Now, my Saturday mornings have always been geared for long group road rides. This schedule has been normal for 10-15 years. My family knows me and my energy and passion for riding. If I do not get my ride in, it’ll be a rough day for me. Well, this Saturday, one week after my “experience” was different. My clock went off at the regular time and it was pouring outside. I had the whole week prior to get my head wrapped around what had happened and I prayed for clarity. I was grateful to God for giving me that experience as I never viewed my addiction as a demon.

For some remarkable reason, I had a sense of peace about me when I realized I was not going to get my ride in. I shuffled out of bed, grabbed my bible and went into the living room. I got comfortable in the chair and started reading. I'm unclear how my thoughts and feelings took action from that point. One thing I am clear on is that Saturday was the day I stopped chewing tobacco. This was the day I said NO, took a stance, and told the devil he had no grounds in my house! My body is my house, the place where this addiction was living, and I took back my house. I know the experience sounds crazy but understand that God knew this is what it was going to take for me to quit.

Was I scared? Heck yea I was scared! God gave me a peace that this was the day we made a clear stance against the enemy. The next two weeks were pretty tough. Let’s face it, you get used to something like this, it becomes a habit not only in your body expecting it but, in your mind, urging you to do it. My urges were off the charts and my body felt the withdrawals.

What carried me through it?

· Prayer: God gave me a peace and determination to continue to fight. I went to him in prayer daily and stood against the enemy.

· Nicotine Free Tobacco: I helped overcome my urge by using nicotine free tobacco.

· I used Dipstop: This is an herbal droplet with herbs that take away cravings.

· I ate: I ate Nutella straight from the jar. Heck, I might have put on 10-15 pounds.

· My family: The love and patience of my family to give grace with my roller coaster of emotions.

My story does not end here. After 2-3 weeks of being completely clean of chewing tobacco, I had another encounter in the middle of the night. Again, around 3:00 am, I was awakened from a good sleep. I sat straight up in bed knowing something or someone was near. I cleared my eyes, looked forward and noticed the demon of nicotine standing at my bedroom doorway. He was in a red sweat suit with white pinstripes. A soon as I focused my eyes on him, he darted through the wall, never to be seen again. He knew he no longer had a hold on me.


If you have made it this far, I want you to know that I still have trouble verbalizing this to people because the entire experience was pretty crazy. God laid out his perfect plan to make me aware of what role this substance was playing in my life. He did it through a vision and an awareness of the fact that it had a hold on my life that was distracting me from what I was really made for.
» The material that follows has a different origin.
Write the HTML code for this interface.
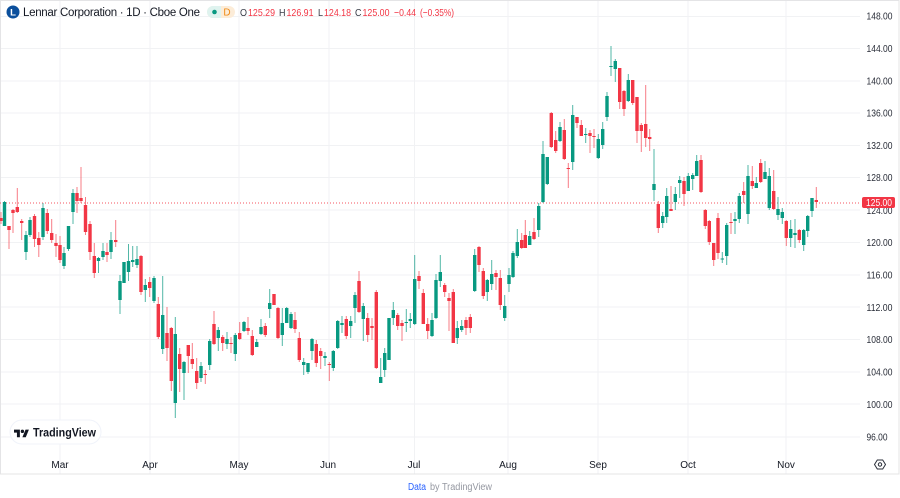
<!DOCTYPE html>
<html><head><meta charset="utf-8"><style>
html,body{margin:0;padding:0;background:#fff;width:900px;height:498px;overflow:hidden}
svg{position:absolute;left:0;top:0;filter:blur(.3px)}
text{font-family:"Liberation Sans",sans-serif}
.p{font-size:10.5px;fill:#2a2e39}
.t{font-size:10px;fill:#131722;text-anchor:middle}
.l{font-size:10.5px;fill:#f23645}
.g{font-size:10.5px;fill:#363a45}
</style></head><body>
<svg width="900" height="498" viewBox="0 0 900 498" xmlns="http://www.w3.org/2000/svg">
<rect width="900" height="498" fill="#fff"/>
<path d="M60 1V474M150 1V474M239 1V474M329 1V474M414.5 1V474M508 1V474M598 1V474M688 1V474M786 1V474M1 16.500H860M1 48.500H860M1 81H860M1 113H860M1 145.500H860M1 177.500H860M1 210H860M1 242.500H860M1 275H860M1 307H860M1 339.500H860M1 372H860M1 404H860M1 437H860" stroke="#f1f2f4" stroke-width="1" fill="none"/>
<rect x=".5" y=".5" width="898.500" height="473.500" fill="none" stroke="#e4e4e6"/>
<path d="M0 203H861" stroke="#f23645" stroke-width="1" stroke-dasharray="1 2" fill="none" opacity=".85"/>
<g fill="none">
<path stroke="#089981" stroke-opacity=".7" stroke-width="1" d="M4.500 201V226M26 231V260M30 217V237M43 203V240M64 247V269M68.500 226V251M73 189V224M98.500 257V273M103 243V260M111 232V259M120 275V314M124 262V283M128.500 244V281M132.700 246V267M137 246V268M145.300 279V302M154 276V303M162.700 276V354M175.300 317V418M184 361V400M201 362V382M209.700 339V370M218.300 327V351M227 332V349M235.300 333V361M244 321V332M256.700 339V347M261 319V335M269.700 289V318M282.300 308V346M286.700 307V323M291 312V329M303.700 358V375M308 363V374M312 338V360M325 352V366M333.300 350V371M337.700 320V349M342 316V333M350.700 316V338M355 292V323M363.300 303V341M380.700 358V383M384.700 348V377M389 318V360M393.300 302V325M406.300 309V332M410.300 313V328M414.700 255V325M432 313V337M436 274V319M440.300 255V287M457.300 321V344M461.700 320V332M474.700 249V292M487.300 279V301M491.700 260V290M504.700 295V321M509 268V292M513 251V278M517.300 229V258M529.700 231V245M538.700 203V237M543 141V203M547.300 157V185M560 122V142M572.700 105V170M585.700 128V143M598.300 134V159M602.700 122V149M607 92V121M611 46V76M615.300 59V82M628.300 74V102M654 149V201M662.700 212V228M666.700 188V223M675.300 187V210M679.700 176V198M688.300 173V191M692.700 173V190M696.700 155V176M722.300 252V263M726.700 223V265M735 212V234M739.300 193V223M748 165V224M756.300 177V188M765 161V179M769.300 168V210M778 197V220M782.300 208V224M790.700 220V247M795 219V248M803.700 229V251M807.700 215V237M812 198V217"/>
<path stroke="#f23645" stroke-opacity=".65" stroke-width="1" d="M1 212V224M9 226V249M13 209V233M17.300 188V213M21.700 219V240M34.500 214V247M38.800 232V257M47.300 209V234M51.700 219V243M56 234V257M60 236V263M77 187V213M81 167V203M85.500 197V235M90 221V260M94.300 243V278M107 243V262M115.700 220V247M141 255V295M149.700 277V297M158.300 297V339M167 307V361M171.300 327V391M179.700 348V392M188.300 345V373M192.300 343V369M196.700 358V389M205.300 370V384M214 311V345M222.700 335V351M231 337V353M239.700 322V340M248 317V335M252.300 330V356M265.300 323V337M274 294V305M278 307V339M295 312V333M299.300 332V362M316.300 340V367M320.700 348V369M329.300 362V381M346.300 316V339M359 271V313M367.700 313V342M372 318V340M376.300 290V369M397.700 313V330M402 320V341M419 271V289M423.300 289V324M427.700 318V339M444.700 283V297M449 293V331M453.300 289V343M466 317V335M470.300 314V333M479 246V272M483.300 268V299M496 270V290M500.300 270V310M521.700 233V249M525.300 220V248M534 218V240M551.300 112V148M555.700 131V153M564.300 119V160M568.300 163V188M577 117V128M581.300 120V136M590 130V153M594 129V148M619.700 68V109M624 90V116M632.700 80V105M637 97V143M641.300 123V152M645.700 85V147M649.700 129V151M658.300 201V233M671 186V211M684 177V206M701 155V193M705.300 209V229M709.300 220V245M713.700 243V266M718 213V259M731 213V234M743.700 182V203M752.300 166V189M760.700 159V183M773.700 170V210M786.300 220V246M799.300 229V243M816.300 187V208"/>
<path stroke="#089981" stroke-width="3.400" d="M4.500 202V226M26 235V252M30 220V235M43 208V237M64 253V266M68.500 226V249M73 193V212M98.500 258V261M103 251V257M111 240V252M120 281V300M124 262V283M128.500 261V272M132.700 260V262M137 259V265M145.300 285V290M154 278V301M162.700 315V349M175.300 334V403M184 362V373M201 366V378M209.700 341V365M218.300 330V338M227 339V344M235.300 335V354M244 322V331M256.700 342V347M261 327V334M269.700 303V309M282.300 323V335M286.700 308V323M291 314V328M303.700 362V365M308 363V372M312 339V351M325 356V358M333.300 351V368M337.700 321V348M342 323V325M350.700 321V326M355 295V308M363.300 306V319M380.700 377V383M384.700 353V370M389 318V360M393.300 310V318M406.300 322V323M410.300 319V321M414.700 279V324M432 320V336M436 280V318M440.300 272V281M457.300 328V338M461.700 326V330M474.700 255V291M487.300 280V292M491.700 274V284M504.700 306V318M509 275V284M513 253V277M517.300 242V256M529.700 236V245M538.700 206V230M543 154V202M547.300 157V184M560 127V141M572.700 115V162M585.700 134V135M598.300 139V158M602.700 129V145M607 96V117M611 66V67M615.300 61V69M628.300 80V101M654 184V190M662.700 216V223M666.700 196V217M675.300 194V202M679.700 180V183M688.300 176V191M692.700 175V179M696.700 161V176M722.300 258.500V259.500M726.700 225V256M735 219V221M739.300 196V219M748 176V214M756.300 183V188M765 172V179M769.300 176V208M778 209V215M782.300 212V218M790.700 229V238M795 233V235M803.700 230V245M807.700 216V231M812 198V211"/>
<path stroke="#f23645" stroke-width="3.400" d="M1 218V221M9 226V230M13 210V213M17.300 207V212M21.700 221V223M34.500 216V239M38.800 238V245M47.300 213V231M51.700 233V240M56 243V246M60 245V260M77 193V201M81 198V201M85.500 205V232M90 224V252M94.300 256V273M107 252V255M115.700 240V242M141 256V292M149.700 282V288M158.300 304V337M167 333V348M171.300 328V381M179.700 354V369M188.300 345V356M192.300 359V364M196.700 371V383M205.300 374V375M214 324V344M222.700 337V343M231 343V344M239.700 333V339M248 328V331M252.300 336V355M265.300 326V335M274 294V305M278 308V338M295 320V329M299.300 338V360M316.300 344V363M320.700 351V356M329.300 364V365M346.300 319V336M359 281V312M367.700 318V335M372 326V328M376.300 292V368M397.700 315V326M402 323V326M419 276V281M423.300 293V324M427.700 324V331M444.700 285V292M449 298V301M453.300 292V343M466 320V328M470.300 317V328M479 247V265M483.300 271V296M496 273V277M500.300 278V305M521.700 240V248M525.300 235V248M534 232V239M551.300 113V147M555.700 140V151M564.300 130V159M568.300 168V169M577 117V123M581.300 125V136M590 133V136M594 136V137M619.700 68V102M624 91V109M632.700 80V103M637 97V131M641.300 125V131M645.700 124V138M649.700 137V139M658.300 204V228M671 209V211M684 181V194M701 160V192M705.300 210V226M709.300 221V242M713.700 243V260M718 218V253M731 222V223M743.700 191V195M752.300 181V186M760.700 163V182M773.700 191V209M786.300 221V238M799.300 230V240M816.300 200V202"/>
</g>
<rect x="10" y="420" width="91" height="24" rx="12" fill="#fff" stroke="#f0f3fa"/>
<g transform="translate(14,428) scale(.42)" fill="#131722"><path d="M14 22H7V11H0V4h14v18zM28 22h-8l7.500-18h8L28 22z"/><circle cx="20" cy="8" r="4"/></g>
<text x="33" y="436.500" font-size="12" font-weight="700" fill="#131722" textLength="63" lengthAdjust="spacingAndGlyphs">TradingView</text>
<circle cx="13" cy="12" r="6.500" fill="#0b4f9c"/>
<text x="13" y="15.500" font-size="9.500" font-weight="700" fill="#fff" text-anchor="middle">L</text>
<text x="23" y="16" font-size="11.500" fill="#131722" textLength="177" lengthAdjust="spacing">Lennar Corporation · 1D · Cboe One</text>
<rect x="207" y="6" width="28" height="12" rx="6" fill="#fcecd8"/>
<path d="M213 6h8v12h-8a6 6 0 0 1 0-12z" fill="#dff3ef"/>
<circle cx="214.500" cy="12" r="2.300" fill="#089981"/>
<text x="227" y="15.700" font-size="10" fill="#ef8a15" text-anchor="middle">D</text>
<text class="g" x="240" y="16" textLength="7" lengthAdjust="spacingAndGlyphs">O</text><text class="l" x="248" y="16" textLength="27" lengthAdjust="spacingAndGlyphs">125.29</text>
<text class="g" x="279" y="16" textLength="6.500" lengthAdjust="spacingAndGlyphs">H</text><text class="l" x="286.500" y="16" textLength="27" lengthAdjust="spacingAndGlyphs">126.91</text>
<text class="g" x="318" y="16" textLength="5" lengthAdjust="spacingAndGlyphs">L</text><text class="l" x="324" y="16" textLength="27" lengthAdjust="spacingAndGlyphs">124.18</text>
<text class="g" x="355" y="16" textLength="6.500" lengthAdjust="spacingAndGlyphs">C</text><text class="l" x="362.500" y="16" textLength="27" lengthAdjust="spacingAndGlyphs">125.00</text>
<text class="l" x="394" y="16" textLength="22" lengthAdjust="spacingAndGlyphs">−0.44</text><text class="l" x="420" y="16" textLength="34" lengthAdjust="spacingAndGlyphs">(−0.35%)</text>
<g text-anchor="start">
<text class="p" x="866.500" y="19.500" textLength="26" lengthAdjust="spacingAndGlyphs">148.00</text><text class="p" x="866.500" y="52" textLength="26" lengthAdjust="spacingAndGlyphs">144.00</text><text class="p" x="866.500" y="84.500" textLength="26" lengthAdjust="spacingAndGlyphs">140.00</text><text class="p" x="866.500" y="116.500" textLength="26" lengthAdjust="spacingAndGlyphs">136.00</text><text class="p" x="866.500" y="149" textLength="26" lengthAdjust="spacingAndGlyphs">132.00</text><text class="p" x="866.500" y="181" textLength="26" lengthAdjust="spacingAndGlyphs">128.00</text><text class="p" x="866.500" y="214" textLength="26" lengthAdjust="spacingAndGlyphs">124.00</text><text class="p" x="866.500" y="246" textLength="26" lengthAdjust="spacingAndGlyphs">120.00</text><text class="p" x="866.500" y="278.500" textLength="26" lengthAdjust="spacingAndGlyphs">116.00</text><text class="p" x="866.500" y="311" textLength="26" lengthAdjust="spacingAndGlyphs">112.00</text><text class="p" x="866.500" y="343" textLength="26" lengthAdjust="spacingAndGlyphs">108.00</text><text class="p" x="866.500" y="375.500" textLength="26" lengthAdjust="spacingAndGlyphs">104.00</text><text class="p" x="866.500" y="408" textLength="26" lengthAdjust="spacingAndGlyphs">100.00</text><text class="p" x="866.500" y="440.500" textLength="21" lengthAdjust="spacingAndGlyphs">96.00</text>
</g>
<rect x="862" y="197" width="33" height="11" rx="2" fill="#f23645"/>
<text x="866" y="206" font-size="10.500" fill="#fff" textLength="26" lengthAdjust="spacingAndGlyphs">125.00</text>
<text class="t" x="60" y="468">Mar</text><text class="t" x="150" y="468">Apr</text><text class="t" x="239" y="468">May</text><text class="t" x="328" y="468">Jun</text><text class="t" x="414" y="468">Jul</text><text class="t" x="508" y="468">Aug</text><text class="t" x="598" y="468">Sep</text><text class="t" x="688" y="468">Oct</text><text class="t" x="786" y="468">Nov</text>
<g fill="none" stroke="#2a2e39" stroke-width="1"><path d="M877.300 460h5.400l2.800 4.500-2.800 4.500h-5.400l-2.800-4.500z"/><circle cx="880" cy="464.500" r="1.700"/></g>
<text x="408" y="490" font-size="10" fill="#2962ff" textLength="18" lengthAdjust="spacingAndGlyphs">Data</text>
<text x="430" y="490" font-size="10" fill="#9598a1" textLength="62" lengthAdjust="spacingAndGlyphs">by TradingView</text>
</svg>
</body></html>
I felt the need to share this for a number of reasons. First, if you are addicted to nicotine: there IS hope and you CAN quit. Second, take an inventory of your habits and evaluate which ones are serving you and which ones you are serving. Third, I am here. This can be in prayer, coaching, or simply talking with you about your life. Please reach out to me.

Let me add one more nugget. I have been clean of nicotine for nearly 7-8 years now and my mother has also quit smoking after nearly 50 years. I am so grateful, humbled and on fire to live every day with complete intention and passion! I am able to see my life and my future in a way that I never could have with all the shame and hiding I was doing while dipping. God helped me remove the thing in my life that was standing between who I was and who I am meant to be.